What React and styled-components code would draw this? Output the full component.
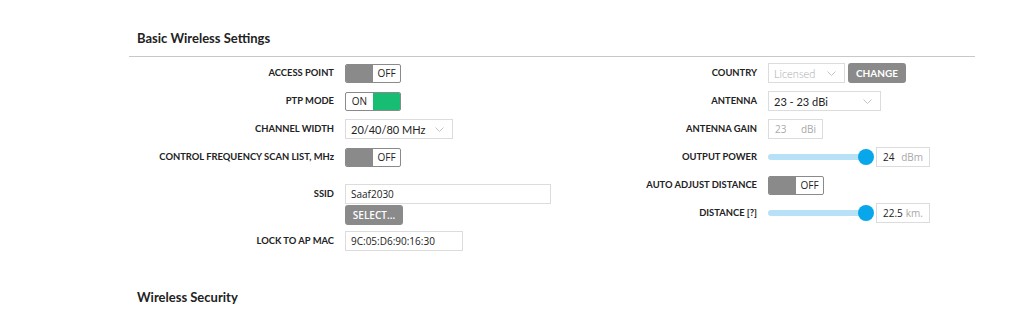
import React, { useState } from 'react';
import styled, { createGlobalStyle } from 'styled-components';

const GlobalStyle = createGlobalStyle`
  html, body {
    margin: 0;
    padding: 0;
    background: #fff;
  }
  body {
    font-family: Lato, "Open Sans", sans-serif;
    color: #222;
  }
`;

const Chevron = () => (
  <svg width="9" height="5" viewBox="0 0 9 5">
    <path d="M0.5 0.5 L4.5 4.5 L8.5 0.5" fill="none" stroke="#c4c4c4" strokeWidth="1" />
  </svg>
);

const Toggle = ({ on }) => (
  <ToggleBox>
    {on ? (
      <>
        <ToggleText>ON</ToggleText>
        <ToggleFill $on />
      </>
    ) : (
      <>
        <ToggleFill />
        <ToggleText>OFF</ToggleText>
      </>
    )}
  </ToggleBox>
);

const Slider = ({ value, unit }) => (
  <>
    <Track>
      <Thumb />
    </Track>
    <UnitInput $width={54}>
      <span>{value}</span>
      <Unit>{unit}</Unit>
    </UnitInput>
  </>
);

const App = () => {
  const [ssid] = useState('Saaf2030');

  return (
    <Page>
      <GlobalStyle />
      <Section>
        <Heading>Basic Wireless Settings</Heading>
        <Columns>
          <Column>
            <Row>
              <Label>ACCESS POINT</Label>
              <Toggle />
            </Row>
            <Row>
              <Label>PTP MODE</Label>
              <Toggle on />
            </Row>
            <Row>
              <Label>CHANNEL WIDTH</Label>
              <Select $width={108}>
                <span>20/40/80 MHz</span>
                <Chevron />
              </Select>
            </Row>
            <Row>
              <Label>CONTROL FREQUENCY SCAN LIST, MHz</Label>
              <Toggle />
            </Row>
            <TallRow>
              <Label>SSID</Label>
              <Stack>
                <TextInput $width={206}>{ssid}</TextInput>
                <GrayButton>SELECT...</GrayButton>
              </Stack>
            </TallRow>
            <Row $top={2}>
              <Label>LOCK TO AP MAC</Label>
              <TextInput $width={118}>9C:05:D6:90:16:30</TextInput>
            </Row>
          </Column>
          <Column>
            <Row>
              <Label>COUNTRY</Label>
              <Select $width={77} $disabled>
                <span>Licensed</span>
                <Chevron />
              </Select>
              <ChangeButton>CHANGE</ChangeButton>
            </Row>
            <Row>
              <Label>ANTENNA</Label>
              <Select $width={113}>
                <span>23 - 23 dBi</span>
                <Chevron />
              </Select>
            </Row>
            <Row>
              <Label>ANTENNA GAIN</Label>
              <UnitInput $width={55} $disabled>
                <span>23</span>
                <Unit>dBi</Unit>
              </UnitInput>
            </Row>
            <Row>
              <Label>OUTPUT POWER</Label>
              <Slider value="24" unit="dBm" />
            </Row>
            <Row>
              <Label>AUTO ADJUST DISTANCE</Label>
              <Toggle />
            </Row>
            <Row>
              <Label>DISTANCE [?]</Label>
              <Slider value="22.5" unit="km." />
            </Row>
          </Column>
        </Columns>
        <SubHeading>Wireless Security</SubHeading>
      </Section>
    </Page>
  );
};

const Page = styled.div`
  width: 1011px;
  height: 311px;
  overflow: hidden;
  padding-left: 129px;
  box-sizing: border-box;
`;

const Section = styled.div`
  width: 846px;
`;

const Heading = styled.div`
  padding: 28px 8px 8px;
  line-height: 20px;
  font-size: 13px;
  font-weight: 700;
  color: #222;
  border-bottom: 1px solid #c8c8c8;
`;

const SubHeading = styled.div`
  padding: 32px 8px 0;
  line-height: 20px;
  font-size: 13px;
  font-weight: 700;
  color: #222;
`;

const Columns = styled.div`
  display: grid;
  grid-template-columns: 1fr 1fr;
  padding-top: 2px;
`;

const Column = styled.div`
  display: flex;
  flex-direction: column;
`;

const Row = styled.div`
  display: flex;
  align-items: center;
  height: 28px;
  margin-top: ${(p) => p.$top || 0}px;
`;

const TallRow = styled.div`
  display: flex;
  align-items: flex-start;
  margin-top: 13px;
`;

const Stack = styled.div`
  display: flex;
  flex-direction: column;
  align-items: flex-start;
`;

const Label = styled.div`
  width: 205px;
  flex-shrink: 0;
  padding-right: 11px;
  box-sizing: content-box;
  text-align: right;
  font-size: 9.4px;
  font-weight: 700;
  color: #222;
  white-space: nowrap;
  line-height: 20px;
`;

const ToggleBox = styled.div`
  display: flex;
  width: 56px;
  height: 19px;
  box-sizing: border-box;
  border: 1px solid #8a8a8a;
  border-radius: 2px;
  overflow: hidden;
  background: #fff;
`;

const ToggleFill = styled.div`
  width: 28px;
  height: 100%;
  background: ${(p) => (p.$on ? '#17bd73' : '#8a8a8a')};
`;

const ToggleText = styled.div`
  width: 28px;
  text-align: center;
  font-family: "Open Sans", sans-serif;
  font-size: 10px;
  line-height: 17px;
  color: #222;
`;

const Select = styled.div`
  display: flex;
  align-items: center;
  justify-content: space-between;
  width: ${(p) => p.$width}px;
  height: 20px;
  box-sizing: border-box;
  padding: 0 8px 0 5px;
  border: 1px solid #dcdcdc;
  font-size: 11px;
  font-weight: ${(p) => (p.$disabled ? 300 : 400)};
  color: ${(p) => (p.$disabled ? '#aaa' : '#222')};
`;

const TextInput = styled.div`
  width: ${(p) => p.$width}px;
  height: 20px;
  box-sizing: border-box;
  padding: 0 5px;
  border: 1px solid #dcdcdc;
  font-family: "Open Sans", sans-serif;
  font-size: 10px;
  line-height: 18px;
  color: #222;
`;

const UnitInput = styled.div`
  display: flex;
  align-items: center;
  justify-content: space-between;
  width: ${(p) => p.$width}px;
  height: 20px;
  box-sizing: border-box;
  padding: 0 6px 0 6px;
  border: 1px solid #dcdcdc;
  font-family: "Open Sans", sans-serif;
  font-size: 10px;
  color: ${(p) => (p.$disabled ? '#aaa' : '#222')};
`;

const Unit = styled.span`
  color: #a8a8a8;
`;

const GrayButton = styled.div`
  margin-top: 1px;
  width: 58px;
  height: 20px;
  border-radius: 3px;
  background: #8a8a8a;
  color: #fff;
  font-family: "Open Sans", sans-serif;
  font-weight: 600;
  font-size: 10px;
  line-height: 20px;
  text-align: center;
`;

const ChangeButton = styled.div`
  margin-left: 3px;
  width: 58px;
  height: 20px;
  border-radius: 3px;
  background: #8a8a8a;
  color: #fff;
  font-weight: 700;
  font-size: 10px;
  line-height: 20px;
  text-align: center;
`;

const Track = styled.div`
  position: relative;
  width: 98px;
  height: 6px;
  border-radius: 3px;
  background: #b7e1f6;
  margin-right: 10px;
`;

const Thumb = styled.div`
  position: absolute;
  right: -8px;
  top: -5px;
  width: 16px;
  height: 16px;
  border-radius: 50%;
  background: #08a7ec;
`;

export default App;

> TO DO: From the first line above to the line containing "const [ssid] = useState('Saaf2030');", repeat each line exactly. Pictures stay out.

> ANSWER TO THE EXERCISE:
What React and styled-components code would draw this? Output the full component.
import React, { useState } from 'react';
import styled, { createGlobalStyle } from 'styled-components';

const GlobalStyle = createGlobalStyle`
  html, body {
    margin: 0;
    padding: 0;
    background: #fff;
  }
  body {
    font-family: Lato, "Open Sans", sans-serif;
    color: #222;
  }
`;

const Chevron = () => (
  <svg width="9" height="5" viewBox="0 0 9 5">
    <path d="M0.5 0.5 L4.5 4.5 L8.5 0.5" fill="none" stroke="#c4c4c4" strokeWidth="1" />
  </svg>
);

const Toggle = ({ on }) => (
  <ToggleBox>
    {on ? (
      <>
        <ToggleText>ON</ToggleText>
        <ToggleFill $on />
      </>
    ) : (
      <>
        <ToggleFill />
        <ToggleText>OFF</ToggleText>
      </>
    )}
  </ToggleBox>
);

const Slider = ({ value, unit }) => (
  <>
    <Track>
      <Thumb />
    </Track>
    <UnitInput $width={54}>
      <span>{value}</span>
      <Unit>{unit}</Unit>
    </UnitInput>
  </>
);

const App = () => {
  const [ssid] = useState('Saaf2030');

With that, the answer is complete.